Exciting things have happened lately. For example, yesterday, the Day when We Take Our Souls to be Dry Cleaned And Have to Stand around and Wait til They're Done, Mr. Ben and I atoned and then went for a long, lovely walk by the water on the Upper East Side. In case you're not down on your Manhattan geography, that's where the beautiful go to procreate. After some sunbathing on a bench watching the stroller parade, we took a brief tour of the Gracie Mansion area and the neighborhood in general before Ben stopped short and said, "My coat!"

His beautiful black leather coat that he found in a thrift store in Carreboro, NC! The one that makes him look just a little like James Dean. (Or Jason Priestly.

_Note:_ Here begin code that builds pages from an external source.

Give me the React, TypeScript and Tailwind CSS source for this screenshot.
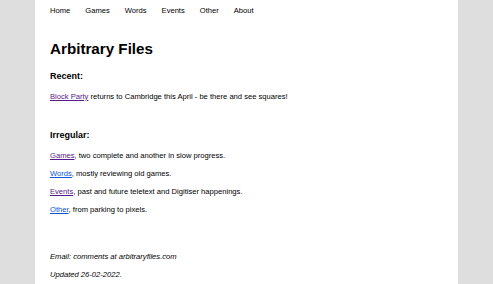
export default function App() {
  const font = { fontFamily: '"Liberation Sans", Arial, sans-serif' };
  const purple = "text-[#551a8b]";
  const blue = "text-[#0b55d8]";
  return (
    <div className="min-h-[284px] w-full bg-[#dedede]" style={font}>
      <div className="mx-auto w-[423px] min-h-[284px] bg-white pl-[15px] pr-[15px] pt-[2px] text-[7.6px] text-black">
        <nav className="flex gap-[15px] leading-[18px]">
          <span>Home</span>
          <span>Games</span>
          <span>Words</span>
          <span>Events</span>
          <span>Other</span>
          <span>About</span>
        </nav>
        <h1 className="mt-[20px] text-[15.2px] font-bold leading-[18px]">Arbitrary Files</h1>
        <h3 className="mt-[9px] text-[9px] font-bold leading-[18px]">Recent:</h3>
        <p className="mt-[3px] leading-[18px]">
          <a className={`${purple} underline`}>Block Party</a> returns to Cambridge this April - be there and see squares!
        </p>
        <h3 className="mt-[20px] text-[9px] font-bold leading-[18px]">Irregular:</h3>
        <p className="mt-[3px] leading-[18px]">
          <a className={`${purple} underline`}>Games</a>, two complete and another in slow progress.
        </p>
        <p className="leading-[18px]">
          <a className={`${blue} underline`}>Words</a>, mostly reviewing old games.
        </p>
        <p className="leading-[18px]">
          <a className={`${purple} underline`}>Events</a>, past and future teletext and Digitiser happenings.
        </p>
        <p className="leading-[18px]">
          <a className={`${blue} underline`}>Other</a>, from parking to pixels.
        </p>
        <p className="mt-[29px] italic leading-[18px]">Email: comments at arbitraryfiles.com</p>
        <p className="italic leading-[18px]">Updated 26-02-2022.</p>
      </div>
    </div>
  );
}
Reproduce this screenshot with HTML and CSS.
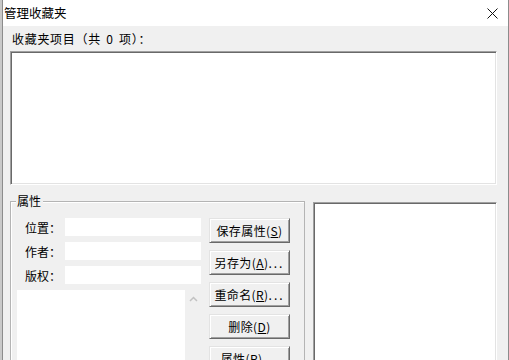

Carpe Diem - he looked hot in it!) Apparently it had gone the way of so many items of clothing he's had over the years that I admired, that he can't remember not to lose.

But maybe not. I remembered that he had last been wearing it on the bench 15 blocks and an hour back. "This is the Upper East Side!" I reasoned. "These people wouldn't be caught dead stealing your second-hand coat. Unless it was Prada." We wound our way back, found the exact bench we'd been warming, and sure enough, slumped over the banister, there it lay, as though drunk! Best ever.

That could have been enough suspense and drama for one weekend. But no! I also bought my very first pair of Fluevogs, the shoe brand I've been eyeing for a YEAR, because getting all my hair cut off made me giddy. That's right: I have only an inch or two left, and the resulting bobbish cut has been called Cute, Dykey, and Sporty (which is just another way of saying dykey, except when referring to the _____ Spice). I, when taken together with the hair cut, have been called an Ingenue, told that i Sparkle and seem to have Grown Wings.

My favorite exchange so far goes like this.
Me: "I kind of look like Sigourney Weaver!"
My friend: "Yeah! Except she was really tall. And really thin."